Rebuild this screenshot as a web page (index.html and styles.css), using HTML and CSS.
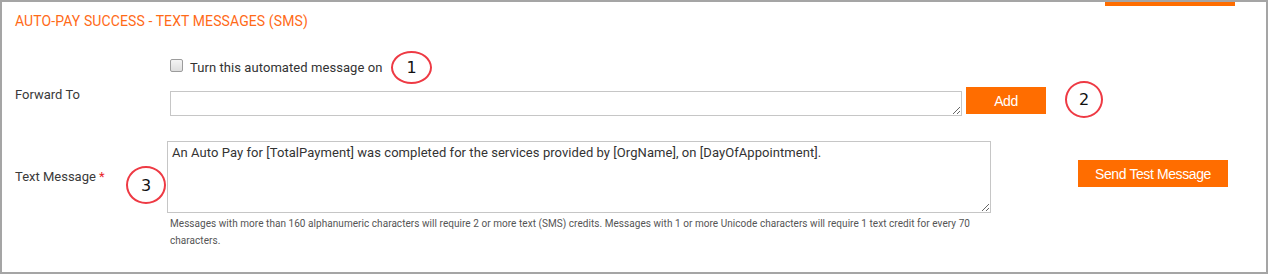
FILE: index.html
```html
<!DOCTYPE html>
<html lang="en">
<head>
<meta charset="utf-8">
<title>Auto-Pay Success - Text Messages</title>
<link rel="stylesheet" href="styles.css">
</head>
<body>
<div class="frame">
  <div class="tabstrip"><div class="tab-edge"></div></div>
  <h2 class="title">AUTO-PAY SUCCESS - TEXT MESSAGES (SMS)</h2>

  <div class="row row-toggle">
    <div class="label"></div>
    <label class="toggle">
      <input type="checkbox" class="check">
      <span class="toggle-text">Turn this automated message on</span>
    </label>
  </div>

  <div class="row row-forward">
    <div class="label">Forward To</div>
    <div class="forward-field">
      <textarea class="forward-input"></textarea>
      <button class="btn btn-add">Add</button>
    </div>
  </div>

  <div class="row row-message">
    <div class="label label-msg">Text Message <span class="req">*</span></div>
    <div class="msg-col">
      <textarea class="msg-input">An Auto Pay for [TotalPayment] was completed for the services provided by [OrgName], on [DayOfAppointment].</textarea>
      <p class="hint">Messages with more than 160 alphanumeric characters will require 2 or more text (SMS) credits. Messages with 1 or more Unicode characters will require 1 text credit for every 70 characters.</p>
    </div>
    <button class="btn btn-send">Send Test Message</button>
  </div>

  <span class="callout c1">1</span>
  <span class="callout c2">2</span>
  <span class="callout c3">3</span>
</div>
</body>
</html>
```

FILE: styles.css
```css
html, body {
  margin: 0;
  padding: 0;
  background: #ffffff;
}

.frame {
  position: relative;
  box-sizing: border-box;
  width: 1268px;
  height: 274px;
  border: 2px solid #a5a5a5;
  padding: 0 0 0 13px;
  font-family: Roboto, "Liberation Sans", sans-serif;
  color: #333333;
  overflow: hidden;
}

.tabstrip {
  display: flex;
  justify-content: flex-end;
  padding-right: 31px;
  height: 4px;
}

.tab-edge {
  width: 130px;
  height: 4px;
  background: #ff6d00;
}

.title {
  margin: 7px 0 0 0;
  font-size: 14px;
  line-height: 16px;
  font-weight: 400;
  letter-spacing: 0.1px;
  color: #ff6a17;
}

.row {
  display: flex;
  align-items: flex-start;
}

.label {
  width: 152px;
  flex: 0 0 152px;
  font-size: 13px;
  line-height: 15px;
  color: #3a3a3a;
}

.row-toggle {
  margin-top: 30px;
}

.toggle {
  display: flex;
  align-items: flex-start;
  margin-left: 3px;
}

.check {
  -webkit-appearance: none;
  appearance: none;
  box-sizing: border-box;
  width: 13px;
  height: 13px;
  margin: 0;
  border: 1px solid #9c9c9c;
  border-radius: 2px;
  background: linear-gradient(#f4f4f4, #dedede);
}

.toggle-text {
  margin: 1px 0 0 7px;
  font-size: 13px;
  line-height: 15px;
  letter-spacing: 0.07px;
  color: #333333;
}

.row-forward {
  margin-top: 12px;
}

.forward-field {
  display: flex;
  align-items: flex-start;
  margin-left: 3px;
}

.forward-input {
  box-sizing: border-box;
  width: 792px;
  height: 25px;
  margin: 4px 0 0 0;
  padding: 2px 4px;
  border: 1px solid #c6c6c6;
  font-family: Roboto, "Liberation Sans", sans-serif;
  font-size: 13px;
  resize: both;
}

.btn {
  border: none;
  background: #ff6d00;
  color: #ffffff;
  font-family: "Liberation Sans", Arial, sans-serif;
  font-size: 14px;
  letter-spacing: -0.4px;
  padding: 0;
  cursor: pointer;
}

.btn-add {
  width: 80px;
  height: 27px;
  margin-left: 4px;
}

.row-message {
  margin-top: 25px;
}

.label-msg {
  margin-top: 28px;
}

.req {
  color: #e8262a;
}

.msg-col {
  display: flex;
  flex-direction: column;
  width: 824px;
}

.msg-input {
  box-sizing: border-box;
  width: 824px;
  height: 72px;
  margin: 0;
  padding: 3px 4px;
  border: 1px solid #c6c6c6;
  font-family: Roboto, "Liberation Sans", sans-serif;
  font-size: 13px;
  line-height: 15px;
  letter-spacing: 0.06px;
  color: #333333;
  resize: both;
}

.hint {
  margin: 2px 0 0 0;
  padding: 0 4px 0 3px;
  font-size: 10px;
  line-height: 17px;
  letter-spacing: 0.05px;
  color: #555555;
}

.btn-send {
  width: 150px;
  height: 27px;
  margin: 19px 0 0 87px;
}

.callout {
  position: absolute;
  box-sizing: border-box;
  display: flex;
  align-items: center;
  justify-content: center;
  border: 2.5px solid #ee3a44;
  border-radius: 50%;
  font-family: "DejaVu Sans", sans-serif;
  font-size: 16px;
  color: #111111;
  background: #ffffff;
}

.c1 {
  left: 389px;
  top: 49px;
  width: 41px;
  height: 33px;
}

.c2 {
  left: 1063px;
  top: 79px;
  width: 38px;
  height: 37px;
}

.c3 {
  left: 124px;
  top: 164px;
  width: 40px;
  height: 38px;
}
```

**Task requirements**
Count the lines that hold the string "this", and reply with that number alone.

**Task result**
2